==== DATASET EXCERPTS ====

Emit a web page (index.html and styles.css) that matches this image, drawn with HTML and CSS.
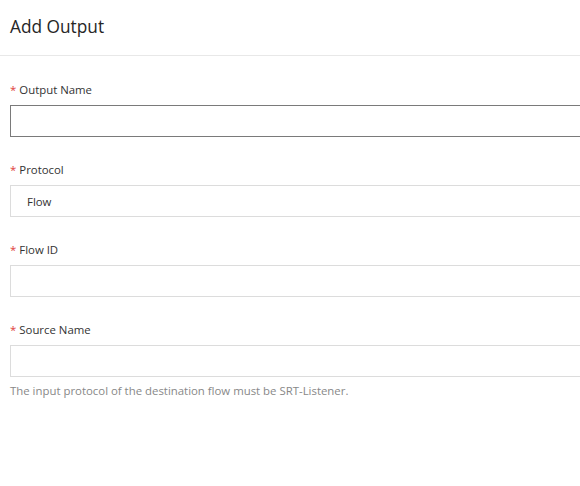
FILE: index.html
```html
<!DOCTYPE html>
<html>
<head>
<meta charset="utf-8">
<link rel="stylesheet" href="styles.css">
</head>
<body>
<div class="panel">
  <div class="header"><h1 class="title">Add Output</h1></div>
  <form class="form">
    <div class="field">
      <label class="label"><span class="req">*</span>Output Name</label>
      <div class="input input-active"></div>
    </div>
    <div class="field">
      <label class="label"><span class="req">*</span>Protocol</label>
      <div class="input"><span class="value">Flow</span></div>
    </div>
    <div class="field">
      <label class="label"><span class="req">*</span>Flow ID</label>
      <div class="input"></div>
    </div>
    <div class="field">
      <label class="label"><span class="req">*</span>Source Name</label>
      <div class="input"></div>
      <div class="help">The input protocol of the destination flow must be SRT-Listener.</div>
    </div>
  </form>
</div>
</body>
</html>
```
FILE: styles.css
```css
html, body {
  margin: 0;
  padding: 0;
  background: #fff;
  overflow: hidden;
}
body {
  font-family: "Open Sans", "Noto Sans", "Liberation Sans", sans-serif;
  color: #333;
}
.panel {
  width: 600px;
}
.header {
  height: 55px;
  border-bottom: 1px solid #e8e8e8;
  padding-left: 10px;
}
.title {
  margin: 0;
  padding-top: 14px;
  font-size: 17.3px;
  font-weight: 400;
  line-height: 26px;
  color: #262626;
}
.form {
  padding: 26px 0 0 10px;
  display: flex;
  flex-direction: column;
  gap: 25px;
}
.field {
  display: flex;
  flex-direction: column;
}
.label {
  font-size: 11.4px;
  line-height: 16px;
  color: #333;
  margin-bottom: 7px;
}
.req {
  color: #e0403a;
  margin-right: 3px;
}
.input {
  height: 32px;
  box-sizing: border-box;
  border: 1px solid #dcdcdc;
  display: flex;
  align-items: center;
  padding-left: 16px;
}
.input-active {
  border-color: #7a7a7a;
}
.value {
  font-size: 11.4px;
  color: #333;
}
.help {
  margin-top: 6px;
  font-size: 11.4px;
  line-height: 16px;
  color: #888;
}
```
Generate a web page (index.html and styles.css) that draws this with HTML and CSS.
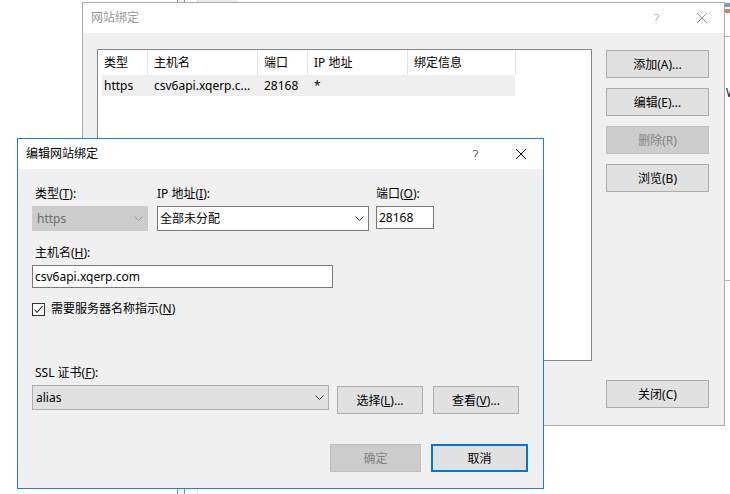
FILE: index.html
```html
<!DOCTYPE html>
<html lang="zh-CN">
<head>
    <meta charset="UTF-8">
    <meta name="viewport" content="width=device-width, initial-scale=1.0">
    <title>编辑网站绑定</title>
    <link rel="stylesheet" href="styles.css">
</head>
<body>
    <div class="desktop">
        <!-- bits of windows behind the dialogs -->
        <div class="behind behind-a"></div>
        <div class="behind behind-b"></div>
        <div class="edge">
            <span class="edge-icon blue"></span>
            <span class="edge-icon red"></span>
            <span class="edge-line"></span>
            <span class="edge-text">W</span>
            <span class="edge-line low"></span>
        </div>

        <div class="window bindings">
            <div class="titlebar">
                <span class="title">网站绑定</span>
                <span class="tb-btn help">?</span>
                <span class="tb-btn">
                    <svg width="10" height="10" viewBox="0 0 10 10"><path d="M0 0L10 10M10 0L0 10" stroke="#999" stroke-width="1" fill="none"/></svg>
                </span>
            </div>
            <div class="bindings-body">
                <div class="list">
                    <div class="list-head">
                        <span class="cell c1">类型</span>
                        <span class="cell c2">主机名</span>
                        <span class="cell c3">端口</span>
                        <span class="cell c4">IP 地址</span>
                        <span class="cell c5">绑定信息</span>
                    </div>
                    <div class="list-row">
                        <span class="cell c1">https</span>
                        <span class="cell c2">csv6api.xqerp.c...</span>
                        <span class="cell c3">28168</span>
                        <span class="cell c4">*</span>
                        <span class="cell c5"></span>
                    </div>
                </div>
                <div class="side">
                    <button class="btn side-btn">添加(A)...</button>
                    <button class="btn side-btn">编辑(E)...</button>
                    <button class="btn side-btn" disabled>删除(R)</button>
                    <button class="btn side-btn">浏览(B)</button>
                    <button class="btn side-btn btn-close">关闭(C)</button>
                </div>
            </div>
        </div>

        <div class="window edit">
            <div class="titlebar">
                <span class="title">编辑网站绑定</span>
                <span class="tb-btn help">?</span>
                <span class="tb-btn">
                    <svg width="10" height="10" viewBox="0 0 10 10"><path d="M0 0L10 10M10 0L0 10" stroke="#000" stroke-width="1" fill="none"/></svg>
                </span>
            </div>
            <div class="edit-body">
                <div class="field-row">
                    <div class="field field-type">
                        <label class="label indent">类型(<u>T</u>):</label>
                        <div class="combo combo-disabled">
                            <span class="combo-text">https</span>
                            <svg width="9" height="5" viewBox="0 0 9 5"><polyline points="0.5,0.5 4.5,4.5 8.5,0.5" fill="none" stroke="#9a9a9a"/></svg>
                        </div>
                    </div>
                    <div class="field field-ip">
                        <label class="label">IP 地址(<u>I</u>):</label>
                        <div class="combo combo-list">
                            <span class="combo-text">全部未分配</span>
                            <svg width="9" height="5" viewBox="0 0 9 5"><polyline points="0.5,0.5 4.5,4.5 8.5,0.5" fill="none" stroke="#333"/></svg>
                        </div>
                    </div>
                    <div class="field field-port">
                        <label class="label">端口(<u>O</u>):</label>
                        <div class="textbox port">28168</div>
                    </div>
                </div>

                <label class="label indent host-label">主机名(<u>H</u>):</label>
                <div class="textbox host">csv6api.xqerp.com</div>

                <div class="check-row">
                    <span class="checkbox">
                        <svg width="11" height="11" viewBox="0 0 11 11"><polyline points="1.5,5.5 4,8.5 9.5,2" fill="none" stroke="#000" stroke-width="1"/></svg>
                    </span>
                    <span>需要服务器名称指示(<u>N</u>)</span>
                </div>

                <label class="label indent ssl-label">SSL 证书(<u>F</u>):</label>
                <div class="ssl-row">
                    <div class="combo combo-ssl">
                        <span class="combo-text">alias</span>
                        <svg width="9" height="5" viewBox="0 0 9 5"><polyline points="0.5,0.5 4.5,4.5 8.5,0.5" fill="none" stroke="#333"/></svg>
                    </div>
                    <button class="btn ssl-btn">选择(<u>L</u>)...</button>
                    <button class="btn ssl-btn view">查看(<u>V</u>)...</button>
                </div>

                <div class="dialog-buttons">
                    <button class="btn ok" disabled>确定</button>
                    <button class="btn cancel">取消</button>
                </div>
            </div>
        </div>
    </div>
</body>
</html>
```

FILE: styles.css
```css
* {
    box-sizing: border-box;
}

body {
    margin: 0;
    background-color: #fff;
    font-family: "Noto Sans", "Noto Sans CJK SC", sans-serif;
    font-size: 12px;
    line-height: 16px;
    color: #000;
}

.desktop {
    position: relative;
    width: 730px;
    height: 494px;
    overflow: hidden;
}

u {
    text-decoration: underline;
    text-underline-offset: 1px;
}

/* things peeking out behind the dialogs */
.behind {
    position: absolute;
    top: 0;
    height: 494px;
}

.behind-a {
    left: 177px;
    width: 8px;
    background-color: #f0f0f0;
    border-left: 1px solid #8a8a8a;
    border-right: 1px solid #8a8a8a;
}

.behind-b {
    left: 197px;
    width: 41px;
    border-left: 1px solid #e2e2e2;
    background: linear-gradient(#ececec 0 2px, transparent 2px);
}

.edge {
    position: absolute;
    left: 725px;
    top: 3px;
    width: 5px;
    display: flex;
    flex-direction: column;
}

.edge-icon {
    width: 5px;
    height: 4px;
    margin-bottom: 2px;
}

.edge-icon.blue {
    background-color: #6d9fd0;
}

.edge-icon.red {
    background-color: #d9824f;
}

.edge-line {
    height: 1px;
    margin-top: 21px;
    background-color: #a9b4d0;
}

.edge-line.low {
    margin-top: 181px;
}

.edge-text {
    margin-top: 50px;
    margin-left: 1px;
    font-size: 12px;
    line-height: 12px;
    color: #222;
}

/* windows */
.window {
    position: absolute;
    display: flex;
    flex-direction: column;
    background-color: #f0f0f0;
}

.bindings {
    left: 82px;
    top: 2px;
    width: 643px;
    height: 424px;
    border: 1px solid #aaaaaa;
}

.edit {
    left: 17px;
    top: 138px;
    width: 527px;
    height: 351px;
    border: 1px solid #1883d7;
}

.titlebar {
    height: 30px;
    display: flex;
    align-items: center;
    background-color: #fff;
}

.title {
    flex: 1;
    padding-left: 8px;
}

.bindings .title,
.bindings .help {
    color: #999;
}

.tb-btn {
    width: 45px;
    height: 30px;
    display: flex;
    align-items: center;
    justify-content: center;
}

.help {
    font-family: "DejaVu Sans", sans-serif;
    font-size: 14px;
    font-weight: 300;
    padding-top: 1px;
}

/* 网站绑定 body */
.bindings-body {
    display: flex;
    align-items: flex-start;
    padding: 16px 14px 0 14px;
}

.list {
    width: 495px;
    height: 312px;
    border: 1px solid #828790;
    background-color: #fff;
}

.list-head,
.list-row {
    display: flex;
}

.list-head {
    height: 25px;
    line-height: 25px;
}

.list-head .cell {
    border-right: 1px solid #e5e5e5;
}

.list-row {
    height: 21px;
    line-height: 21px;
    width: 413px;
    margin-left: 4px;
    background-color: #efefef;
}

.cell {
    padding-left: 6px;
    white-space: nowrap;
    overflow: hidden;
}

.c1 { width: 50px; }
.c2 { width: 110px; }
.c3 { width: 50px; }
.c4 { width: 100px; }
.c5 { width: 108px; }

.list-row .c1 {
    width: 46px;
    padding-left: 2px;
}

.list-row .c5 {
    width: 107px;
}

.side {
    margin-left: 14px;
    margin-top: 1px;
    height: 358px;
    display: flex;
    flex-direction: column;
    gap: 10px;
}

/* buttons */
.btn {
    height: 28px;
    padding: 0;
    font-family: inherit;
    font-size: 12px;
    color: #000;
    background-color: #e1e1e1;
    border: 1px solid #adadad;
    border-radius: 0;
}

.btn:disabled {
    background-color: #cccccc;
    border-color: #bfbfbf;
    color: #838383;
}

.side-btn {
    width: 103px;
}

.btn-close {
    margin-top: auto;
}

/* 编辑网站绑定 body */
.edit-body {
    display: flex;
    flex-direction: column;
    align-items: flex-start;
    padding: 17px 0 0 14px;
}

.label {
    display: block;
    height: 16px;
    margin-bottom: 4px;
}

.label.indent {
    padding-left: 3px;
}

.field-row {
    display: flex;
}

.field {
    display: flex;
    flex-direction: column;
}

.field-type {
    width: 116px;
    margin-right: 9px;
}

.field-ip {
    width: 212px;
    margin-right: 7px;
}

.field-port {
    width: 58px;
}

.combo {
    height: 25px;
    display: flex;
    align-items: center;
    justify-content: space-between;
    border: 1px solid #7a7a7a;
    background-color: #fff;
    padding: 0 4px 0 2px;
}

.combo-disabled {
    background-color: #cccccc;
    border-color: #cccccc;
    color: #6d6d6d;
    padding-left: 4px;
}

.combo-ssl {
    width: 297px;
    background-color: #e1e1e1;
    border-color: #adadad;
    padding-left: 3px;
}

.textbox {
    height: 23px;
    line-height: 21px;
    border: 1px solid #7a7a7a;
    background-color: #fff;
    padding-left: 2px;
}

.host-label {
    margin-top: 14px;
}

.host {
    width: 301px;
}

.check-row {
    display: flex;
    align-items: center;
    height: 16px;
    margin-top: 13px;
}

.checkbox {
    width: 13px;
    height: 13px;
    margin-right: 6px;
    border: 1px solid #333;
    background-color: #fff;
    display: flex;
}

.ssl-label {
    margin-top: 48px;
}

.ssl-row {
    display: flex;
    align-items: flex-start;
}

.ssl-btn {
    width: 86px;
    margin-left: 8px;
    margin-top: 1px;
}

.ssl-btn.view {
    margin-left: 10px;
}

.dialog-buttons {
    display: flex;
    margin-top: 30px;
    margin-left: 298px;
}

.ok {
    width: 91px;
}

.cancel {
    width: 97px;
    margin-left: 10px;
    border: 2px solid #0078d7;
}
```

====

__WHAT IS NEEDED__:
Lines that hold the word "index" are the ones to return, every one of them.

__OUTPUT__:
Emit a web page (index.html and styles.css) that matches this image, drawn with HTML and CSS.
FILE: index.html
Generate a web page (index.html and styles.css) that draws this with HTML and CSS.
FILE: index.html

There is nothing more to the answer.